| WHAT YOU ARE ASKED TO DO |
Pick out each line containing the string "React".

| SUPPLIED INFORMATION |
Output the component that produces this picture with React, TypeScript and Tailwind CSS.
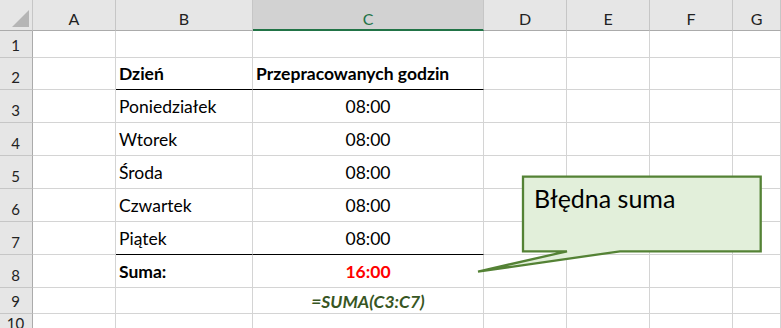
import React from "react";

const colWidths = "grid-cols-[33px_83px_137px_231px_83px_83px_83px_1fr]";
const rowHeights = "grid-rows-[31px_27px_32px_33px_33px_33px_33px_33px_33px_26px_1fr]";

type Cell = {
  text?: string;
  align?: "left" | "center";
  bold?: boolean;
  italic?: boolean;
  color?: string;
  blackBottom?: boolean;
  tight?: boolean;
};

const days = ["Poniedziałek", "Wtorek", "Środa", "Czwartek", "Piątek"];

function buildRows(): Record<number, { b?: Cell; c?: Cell }> {
  const rows: Record<number, { b?: Cell; c?: Cell }> = {
    2: {
      b: { text: "Dzień", bold: true, blackBottom: true },
      c: { text: "Przepracowanych godzin", bold: true, blackBottom: true },
    },
    8: {
      b: { text: "Suma:", bold: true },
      c: { text: "16:00", bold: true, align: "center", color: "text-[#ff0000]" },
    },
    9: {
      b: { tight: true },
      c: {
        text: "=SUMA(C3:C7)",
        bold: true,
        italic: true,
        align: "center",
        color: "text-[#375623]",
        tight: true,
      },
    },
  };
  days.forEach((d, i) => {
    rows[3 + i] = {
      b: { text: d, blackBottom: i === 4 },
      c: { text: "08:00", align: "center", blackBottom: i === 4 },
    };
  });
  return rows;
}

function DataCell({ cell }: { cell?: Cell }) {
  const c = cell ?? {};
  return (
    <div
      className={[
        "flex items-end overflow-visible whitespace-nowrap border-r border-b border-r-[#d4d4d4] px-[3px] text-[17.5px] leading-[20px]",
        c.tight ? "pb-[1px]" : "pb-[5px]",
        c.blackBottom ? "border-b-black" : "border-b-[#d4d4d4]",
        c.align === "center" ? "justify-center" : "justify-start",
        c.bold ? "font-bold" : "font-normal",
        c.italic ? "italic" : "",
        c.color ?? "text-black",
      ].join(" ")}
    >
      {c.text}
    </div>
  );
}

function EmptyCell() {
  return <div className="border-r border-b border-[#d4d4d4]" />;
}

function RowHeader({ n }: { n: number }) {
  return (
    <div className="flex items-end justify-center border-r border-b border-r-[#ababab] border-b-[#c6c6c6] bg-[#e6e6e6] pb-[3px] pr-[1px] text-[15px] leading-[18px] text-[#222]">
      {n}
    </div>
  );
}

export default function App() {
  const rows = buildRows();
  const letters = ["A", "B", "C", "D", "E", "F", "G"];

  return (
    <div className="relative h-[328px] w-[781px] overflow-hidden bg-white font-['Lato','Open_Sans',sans-serif]">
      <div className={`grid h-full ${colWidths} ${rowHeights}`}>
        {/* select-all corner */}
        <div className="relative border-r border-b border-r-[#c6c6c6] border-b-[#ababab] bg-[#e6e6e6]">
          <svg className="absolute left-0 top-0" width="33" height="31" viewBox="0 0 33 31">
            <polygon points="12,27 29,10 29,27" fill="#b5b5b5" />
          </svg>
        </div>
        {letters.map((l) =>
          l === "C" ? (
            <div
              key={l}
              className="flex items-end justify-center border-r border-b-2 border-r-[#c6c6c6] border-b-[#217346] bg-[#d2d2d2] pb-[1px] text-[16px] leading-[18px] text-[#217346]"
            >
              {l}
            </div>
          ) : (
            <div
              key={l}
              className="flex items-end justify-center border-r border-b border-r-[#c6c6c6] border-b-[#ababab] bg-[#e6e6e6] pb-[2px] text-[16px] leading-[18px] text-[#222]"
            >
              {l}
            </div>
          )
        )}

        {Array.from({ length: 10 }, (_, i) => i + 1).map((r) => (
          <React.Fragment key={r}>
            <RowHeader n={r} />
            <EmptyCell />
            <DataCell cell={rows[r]?.b} />
            <DataCell cell={rows[r]?.c} />
            <EmptyCell />
            <EmptyCell />
            <EmptyCell />
            <EmptyCell />
          </React.Fragment>
        ))}
      </div>

      {/* speech-bubble callout */}
      <div className="absolute left-[470px] top-[168px] h-[112px] w-[300px]">
        <svg className="absolute left-0 top-0" width="300" height="112" viewBox="470 168 300 112">
          <path
            d="M523 176.7 H760.7 V251.3 H620 L478 271.6 L567 251.3 H523 Z"
            fill="#e2efda"
            stroke="#548235"
            strokeWidth="2.3"
            strokeLinejoin="miter"
          />
        </svg>
        <div className="absolute left-[64px] top-[15px] whitespace-nowrap text-[25px] leading-[30px] text-black">
          Błędna suma
        </div>
      </div>
    </div>
  );
}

| TASK ANSWER |
Output the component that produces this picture with React, TypeScript and Tailwind CSS.
import React from "react";
          <React.Fragment key={r}>
          </React.Fragment>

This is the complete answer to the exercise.